In theory Hypothesis should work anywhere that Python does. In practice it is only known to work and regularly tested on OS X, Windows and Linux, and you may experience issues running it elsewhere.

If you’re using something else and it doesn’t work, do get in touch and I’ll try to help, but unless you can come up with a way for me to run a CI server on that operating system it probably won’t stay fixed due to the inevitable march of time.

Testing frameworks

In general Hypothesis goes to quite a lot of effort to generate things that look like normal Python test functions that behave as closely to the originals as possible, so it should work sensibly out of the box with every test framework.

If your testing relies on doing something other than calling a function and seeing if it raises an exception then it probably won’t work out of the box. In particular things like tests which return generators and expect you to do something with them (e.g. nose’s yield based tests) will not work. Use a decorator or similar to wrap the test to take this form, or ask the framework maintainer to support our hooks for inserting such a wrapper later.

In terms of what’s actually known to work:

  • Hypothesis integrates as smoothly with pytest and unittest as we can make it, and this is verified as part of the CI.

  • pytest fixtures work in the usual way for tests that have been decorated with @given - just avoid passing a strategy for each argument that will be supplied by a fixture. However, function-scoped fixtures will run only once for the whole function, not per example. To proactively warn you about this case, we raise HealthCheck.function_scoped_fixture, unless suppressed with settings.suppress_health_check.

  • The python:unittest.mock.patch() decorator works with @given, but we recommend using it as a context manager within the decorated test to ensure that the mock is per-test-case and avoid poor interactions with Pytest fixtures.

  • Nose works fine with Hypothesis, and this is tested as part of the CI. yield based tests simply won’t work.

  • Integration with Django’s testing requires use of the Django extra. The issue is that in Django’s tests’ normal mode of execution it will reset the database once per test rather than once per example, which is not what you want.

  • coverage works out of the box with Hypothesis; our own test suite has 100% branch coverage.

Optional packages

The supported versions of optional packages, for strategies in hypothesis.extra, are listed in the documentation for that extra. Our general goal is to support all versions that are supported upstream.

Thread-Safety Policy

As of version 6.136.9, Hypothesis is thread-safe. Each of the following is fully supported, and tested regularly in CI:

  • Running tests in multiple processes

  • Running separate tests in multiple threads

  • Running the same test in multiple threads

If you find a bug here, please report it. The main risks internally are global state, shared caches, and cached strategies.

Thread usage inside tests

Tests that spawn threads internally are supported by Hypothesis.

However, these as with any Hypothesis test, these tests must have deterministic test outcomes and data generation.
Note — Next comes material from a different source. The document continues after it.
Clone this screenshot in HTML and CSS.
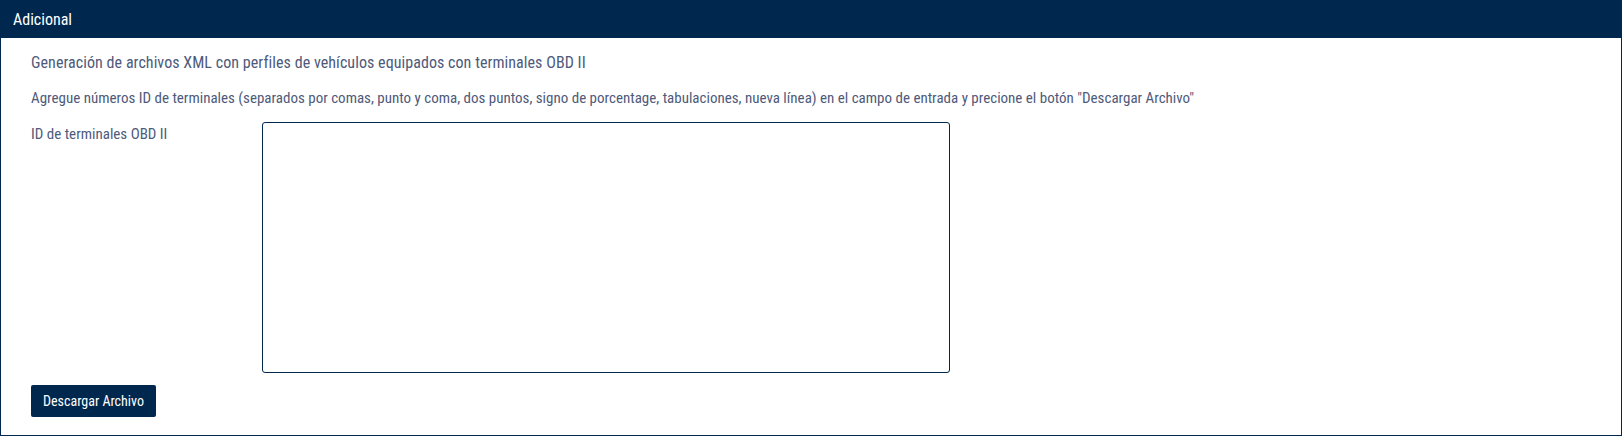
FILE: index.html
```html
<!DOCTYPE html>
<html lang="es">
<head>
<meta charset="utf-8">
<title>Adicional</title>
<link rel="stylesheet" href="styles.css">
</head>
<body>
<section class="panel">
  <header class="panel-header">Adicional</header>
  <div class="panel-body">
    <p class="intro">Generación de archivos XML con perfiles de vehículos equipados con terminales OBD II</p>
    <p class="hint">Agregue números ID de terminales (separados por comas, punto y coma, dos puntos, signo de porcentage, tabulaciones, nueva línea) en el campo de entrada y precione el botón "Descargar Archivo"</p>
    <div class="field-row">
      <label class="field-label" for="ids">ID de terminales OBD II</label>
      <textarea id="ids" class="field-input"></textarea>
    </div>
    <button class="btn-primary" type="button">Descargar Archivo</button>
  </div>
</section>
</body>
</html>
```

FILE: styles.css
```css
html, body {
  margin: 0;
  padding: 0;
  background: #ffffff;
}

body {
  font-family: "Roboto Condensed", "Liberation Sans Narrow", Roboto, "Liberation Sans", sans-serif;
  font-stretch: condensed;
}

.panel {
  box-sizing: border-box;
  width: 100%;
  height: 436px;
  border: 1px solid #00284f;
  display: flex;
  flex-direction: column;
}

.panel-header {
  height: 37px;
  line-height: 37px;
  background: #00284f;
  color: #ffffff;
  font-size: 16px;
  padding-left: 12px;
}

.panel-body {
  padding: 15px 30px 0 30px;
  display: flex;
  flex-direction: column;
  align-items: flex-start;
}

.intro,
.hint {
  margin: 0;
  font-size: 15px;
  line-height: 20px;
  color: #4e5a7a;
}

.intro {
  font-size: 16px;
  letter-spacing: 0.06px;
}

.hint {
  margin-top: 15px;
}

.field-row {
  margin-top: 14px;
  display: flex;
  align-items: flex-start;
}

.field-label {
  width: 231px;
  padding-top: 2px;
  font-size: 15px;
  line-height: 20px;
  color: #4e5a7a;
}

.field-input {
  box-sizing: border-box;
  width: 688px;
  height: 251px;
  margin: 0;
  border: 1px solid #00284f;
  border-radius: 3px;
  resize: none;
  outline: none;
  font-family: inherit;
}

.btn-primary {
  margin-top: 12px;
  width: 125px;
  height: 32px;
  padding: 0;
  border: none;
  border-radius: 2px;
  background: #00284f;
  color: #ffffff;
  font-family: inherit;
  font-stretch: condensed;
  font-size: 14px;
  font-weight: 400;
  cursor: pointer;
}
```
For example, if timing changes in the threads change the sequence of dynamic draws from @composite or data(), Hypothesis may report the test as flaky. The solution here is to refactor data generation so it does not depend on test timings.

Cross-thread API calls

In theory, Hypothesis supports cross-thread API calls, for instance spawning a thread inside of a test and using that to draw from @composite or data(), or to call event(), target(), or assume().

However, we have not explicitly audited this behavior, and do not regularly test it in our CI. If you find a bug here, please report it. If our investigation determines that we cannot support cross-thread calls for the feature in question, we will update this page accordingly.

Type hints

We ship type hints with Hypothesis itself. Though we always try to minimize breakage, we may make breaking changes to these between minor releases and do not commit to maintaining a fully stable interface for type hints.
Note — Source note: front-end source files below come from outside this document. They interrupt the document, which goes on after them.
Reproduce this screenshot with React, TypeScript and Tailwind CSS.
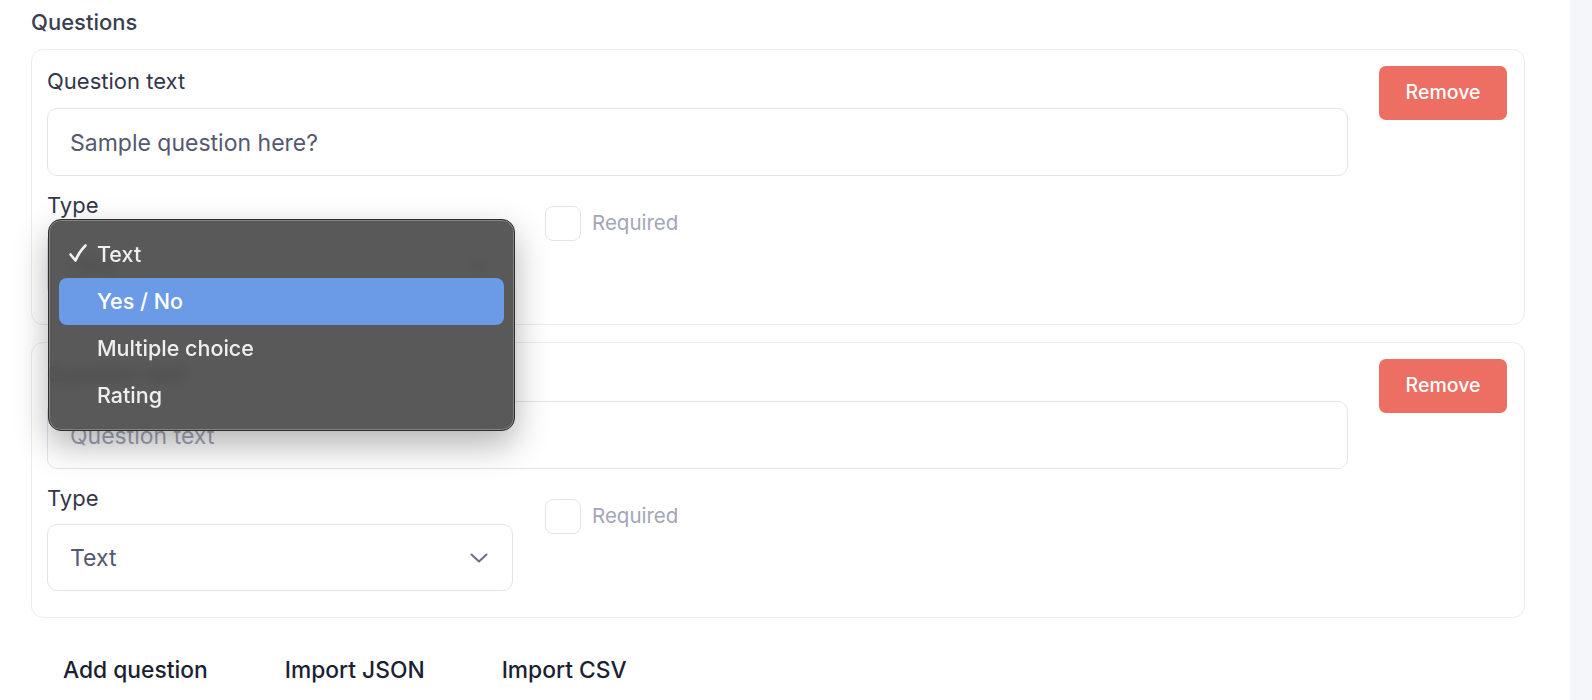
import React from "react";

const QUESTION_TYPES = ["Text", "Yes / No", "Multiple choice", "Rating"];

interface QuestionCardProps {
  value: string;
  placeholder: string;
  type: string;
  menuOpen?: boolean;
}

function Chevron() {
  return (
    <svg width="18" height="10" viewBox="0 0 18 10" fill="none">
      <path d="M1.5 1.5 L9 8.5 L16.5 1.5" stroke="#6b6e86" strokeWidth="2" strokeLinecap="round" strokeLinejoin="round" />
    </svg>
  );
}

function Check() {
  return (
    <svg width="20" height="20" viewBox="0 0 20 20" fill="none">
      <path d="M2.5 11.5 L7.5 17.5 Q11 9 17.5 2.5" stroke="#f2f2f2" strokeWidth="2.6" strokeLinecap="round" strokeLinejoin="round" />
    </svg>
  );
}

function TypeMenu({ selected, highlighted }: { selected: string; highlighted: string }) {
  return (
    <div className="absolute left-[1px] top-[-12px] z-10 w-[467px] rounded-[13px] border border-[#2e2e2e] bg-[#474747]/90 py-[11px] shadow-[0_14px_34px_rgba(0,0,0,0.3),inset_0_0_0_1px_rgba(255,255,255,0.25)] backdrop-blur-[6px]">
      {QUESTION_TYPES.map((t) => (
        <div
          key={t}
          className={`relative mx-[10px] flex h-[47px] items-center rounded-[8px] pl-[38px] text-[21.5px] font-medium ${
            t === highlighted ? "bg-[#6b9be6] text-white" : "text-[#efefef]"
          }`}
        >
          {t === selected && (
            <span className="absolute left-[9px] top-[12px]">
              <Check />
            </span>
          )}
          {t}
        </div>
      ))}
    </div>
  );
}

function QuestionCard({ value, placeholder, type, menuOpen }: QuestionCardProps) {
  return (
    <div className="flex items-start gap-[31px] rounded-[12px] border border-[#ececf1] pb-[26px] pl-[15px] pr-[17px] pt-[16px]">
      <div className="flex-1">
        <div className="h-[28px] text-[22px] leading-[30px] text-[#343749]">Question text</div>
        <input
          className="mt-[14px] h-[68px] w-full rounded-[10px] border border-[#e4e4eb] px-[22px] pt-[2px] text-[23px] text-[#555870] outline-none placeholder:text-[#a3a6b8]"
          defaultValue={value}
          placeholder={placeholder}
        />
        <div className="mt-[14px] flex items-start gap-[32px]">
          <div className="w-[466px]">
            <div className="h-[28px] text-[22px] leading-[30px] text-[#343749]">Type</div>
            <div className="relative mt-[13px]">
              <div className="flex h-[67px] items-center justify-between rounded-[10px] border border-[#e4e4eb] pl-[22px] pr-[24px] text-[23px] text-[#555870]">
                <span className="pt-[2px]">{type}</span>
                <Chevron />
              </div>
              {menuOpen && <TypeMenu selected={type} highlighted="Yes / No" />}
            </div>
          </div>
          <label className="mt-[16px] flex items-center gap-[11px]">
            <span className="h-[35px] w-[36px] rounded-[8px] border border-[#e3e3ea] bg-white" />
            <span className="text-[20.5px] text-[#a3a6b8]">Required</span>
          </label>
        </div>
      </div>
      <button className="h-[54px] w-[128px] rounded-[7px] bg-[#ed6e63] text-[19.5px] font-medium text-white">
        Remove
      </button>
    </div>
  );
}

export default function App() {
  return (
    <div className="flex h-[700px] w-full overflow-hidden bg-white font-['Inter',sans-serif]">
      <div className="flex-1 pl-[31px] pr-[45px] pt-[8px]">
        {/* Questions */}
        <div className="h-[28px] text-[22px] font-medium leading-[28px] text-[#3b3e51]">Questions</div>
        <div className="mt-[13px] flex flex-col gap-[17px]">
          <QuestionCard value="Sample question here?" placeholder="Question text" type="Text" menuOpen />
          <QuestionCard value="" placeholder="Question text" type="Text" />
        </div>

        {/* Actions */}
        <div className="mt-[25px] flex gap-[13px]">
          <button className="h-[54px] px-[32px] text-[22.8px] font-medium text-[#1c1f33]">Add question</button>
          <button className="h-[54px] px-[32px] text-[22.8px] font-medium text-[#1c1f33]">Import JSON</button>
          <button className="h-[54px] px-[32px] text-[22.8px] font-medium text-[#1c1f33]">Import CSV</button>
        </div>
      </div>
      <div className="w-[22px] bg-[#f5f6f9]" />
    </div>
  );
}
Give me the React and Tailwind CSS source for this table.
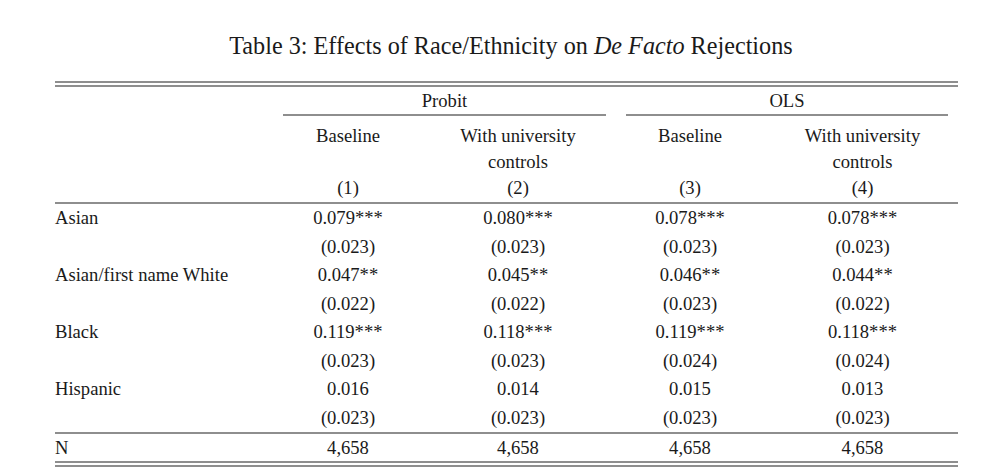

We may also find more precise ways to describe the type of various interfaces, or change their type and runtime behaviour together in a way which is otherwise backwards-compatible.

There are known issues with inferring the type of examples generated by deferred(), recursive(), one_of(), dictionaries(), and fixed_dictionaries(). We’re following proposed updates to Python’s typing standards, but unfortunately the long-standing interfaces of these strategies cannot (yet) be statically typechecked.